Mercenary pilots are hardly new to Libya. In early 2015, the Libya Dawn Air Force — the main aerial rival of Haftar’s own Libyan National Army Air Force — paid the Ukrainian companies Glissada and Amber Tiger and the Jordan-based Caravana Middle East to find suitable pilots for its tiny fleet of fighters and helicopters.
Three mercenary pilots flew Libya Dawn Mirage F.1 fighters from Misrata air base between June 2015 and July 2016. One of them refused to bomb LNA troops and was forced to leave Libya. One other carried out several air strikes. A third pilot died when his Mirage crashed in Sirte in June 2016 — possibly after being struck by enemy fire.
The Tobruk government also employs for-profit pilots — specifically, transport crews form companies including Moldovan firm Sky Prim Air. The Moldovan company has ties to Emirati operator Oscar Jet, which also regularly flies to Libya. On Sept. 15, 2016, the Sky Prim Air Il-18D with the serial number ER-ICS flew from Tobruk to Zintan, transporting participants to the Nalut Reconciliation Conference.
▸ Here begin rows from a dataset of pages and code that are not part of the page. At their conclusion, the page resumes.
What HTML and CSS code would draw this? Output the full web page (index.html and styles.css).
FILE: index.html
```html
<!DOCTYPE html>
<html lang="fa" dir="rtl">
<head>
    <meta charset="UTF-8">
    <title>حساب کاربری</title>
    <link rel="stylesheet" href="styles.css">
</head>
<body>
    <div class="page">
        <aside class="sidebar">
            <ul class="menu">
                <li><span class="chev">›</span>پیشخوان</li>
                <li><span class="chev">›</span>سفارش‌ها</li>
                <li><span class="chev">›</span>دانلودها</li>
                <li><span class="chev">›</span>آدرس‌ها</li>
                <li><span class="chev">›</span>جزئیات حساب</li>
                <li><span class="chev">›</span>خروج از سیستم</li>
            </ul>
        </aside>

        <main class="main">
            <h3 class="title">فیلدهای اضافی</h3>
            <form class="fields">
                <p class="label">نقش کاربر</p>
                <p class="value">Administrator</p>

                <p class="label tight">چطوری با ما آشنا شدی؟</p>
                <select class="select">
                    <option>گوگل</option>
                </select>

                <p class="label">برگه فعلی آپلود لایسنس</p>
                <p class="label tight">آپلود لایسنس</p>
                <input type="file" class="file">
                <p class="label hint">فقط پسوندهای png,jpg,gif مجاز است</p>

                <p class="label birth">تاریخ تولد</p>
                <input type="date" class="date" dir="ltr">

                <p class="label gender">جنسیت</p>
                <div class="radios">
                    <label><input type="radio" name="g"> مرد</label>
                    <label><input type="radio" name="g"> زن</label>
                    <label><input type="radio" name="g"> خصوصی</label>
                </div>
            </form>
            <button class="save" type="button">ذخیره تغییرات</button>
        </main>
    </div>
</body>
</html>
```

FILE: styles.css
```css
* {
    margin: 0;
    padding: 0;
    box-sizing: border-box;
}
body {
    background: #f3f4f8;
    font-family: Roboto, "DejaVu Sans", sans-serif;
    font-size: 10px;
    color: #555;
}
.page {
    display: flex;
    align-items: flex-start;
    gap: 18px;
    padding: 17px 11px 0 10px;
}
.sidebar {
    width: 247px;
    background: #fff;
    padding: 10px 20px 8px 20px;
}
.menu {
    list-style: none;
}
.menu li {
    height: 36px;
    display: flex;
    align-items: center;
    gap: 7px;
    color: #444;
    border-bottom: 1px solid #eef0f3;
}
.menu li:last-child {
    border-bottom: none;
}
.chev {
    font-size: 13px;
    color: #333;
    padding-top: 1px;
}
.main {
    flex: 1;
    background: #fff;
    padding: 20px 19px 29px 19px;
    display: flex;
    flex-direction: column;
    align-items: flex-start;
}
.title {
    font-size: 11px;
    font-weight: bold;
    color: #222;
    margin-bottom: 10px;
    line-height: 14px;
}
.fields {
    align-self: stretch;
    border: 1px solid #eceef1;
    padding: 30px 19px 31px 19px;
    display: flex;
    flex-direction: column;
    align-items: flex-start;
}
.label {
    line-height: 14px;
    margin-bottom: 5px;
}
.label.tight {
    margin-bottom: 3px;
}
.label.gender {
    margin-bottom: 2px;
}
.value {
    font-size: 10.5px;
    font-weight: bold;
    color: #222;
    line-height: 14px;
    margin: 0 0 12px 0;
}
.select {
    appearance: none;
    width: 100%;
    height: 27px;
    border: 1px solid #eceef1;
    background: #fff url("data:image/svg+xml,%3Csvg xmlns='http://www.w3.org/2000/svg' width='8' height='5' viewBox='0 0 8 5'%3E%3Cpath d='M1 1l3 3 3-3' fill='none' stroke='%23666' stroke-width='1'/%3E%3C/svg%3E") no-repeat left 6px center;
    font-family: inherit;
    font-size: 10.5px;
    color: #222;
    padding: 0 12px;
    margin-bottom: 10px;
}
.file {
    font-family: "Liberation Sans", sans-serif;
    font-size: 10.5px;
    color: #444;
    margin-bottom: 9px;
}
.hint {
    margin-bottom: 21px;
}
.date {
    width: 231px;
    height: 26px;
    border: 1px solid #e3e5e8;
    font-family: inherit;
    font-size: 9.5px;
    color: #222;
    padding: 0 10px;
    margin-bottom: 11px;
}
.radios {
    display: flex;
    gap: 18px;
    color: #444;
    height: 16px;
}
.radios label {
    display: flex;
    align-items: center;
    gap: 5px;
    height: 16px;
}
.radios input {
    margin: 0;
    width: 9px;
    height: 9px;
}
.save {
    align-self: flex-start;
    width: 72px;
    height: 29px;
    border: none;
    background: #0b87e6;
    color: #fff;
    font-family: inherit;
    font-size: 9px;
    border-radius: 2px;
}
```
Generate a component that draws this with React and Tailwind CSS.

On Nov. 25, 2016, the same Il-18D flew from Tobruk to Benina air base loaded with equipment and, supposedly, medical supplies for hospitals and clinics in and around Benghazi. According to the LNA, the consignment of medicine and health equipment had arrived the day before at Tobruk on a flight from Germany.
At top — an Il-76 from Moldovan company Sky Prim Air company at Birak Al Shati on the night of Dec. 13, 2016. Middle — an Il-18D from Sky Prim Air at Zintan on Jan. 1, 2017 with Libyan military officers on board following their graduation in Jordan. Bottom — an Il-76TD from Oscar Jet transporting a delegation from Benina to Brak Al Shati. Photos via the author
On Dec. 10, 2016, a foreign transport pilot wearing the inscription “Cargo Air Company” on the right shoulder of his uniform was spotted at Ras Lanuf, an LNA air base. The sighting came just a few days after various armed groups including Saraya Defend Benghazi and Petroleum Facilities Guard attacked LNA facilities in Libya’s Oil Crescent. The LNA repulsed the assault with a devastating series of air raids.
Cargo Air Company may, at the very least, be involved in transporting oil workers. On Dec. 12, the LNA deployed SA-9 air-defense systems to the Oil Crescent. Someone had to fly them there — and it probably wasn’t the LNA itself, as Haftar’s army lacks large cargo planes of its own.
Following the LNA’s capture of Brak Al Shati air base on Dec. 11, 2016, the Oscar Jet Il-76TD with the serial number ER-IAX transported a delegation from Benina to Brak Al Shati. Two days later, another Il-76 from Sky Prim Air landed by night at the same air base with an unknown shipment.
On Dec. 15, 2016, the Sky Prim Air Il-18D hauled 60 million dinars from Libya’s central bank to Birak Al Shati. The same aircraft landed at Zintan on Jan. 1, 2017 with Libyan military officers on board. The officers had recently graduated from training in Jordan.
The recent meeting between Haftar and Russian defense minister Sergey Shoygu on board the Russian aircraft carrier Admiral Kuzentsov off the Libyan coast suggests escalating foreign assistance for the LNA. Prince’s pilots in their Air Tractor bombers might have a lot of company.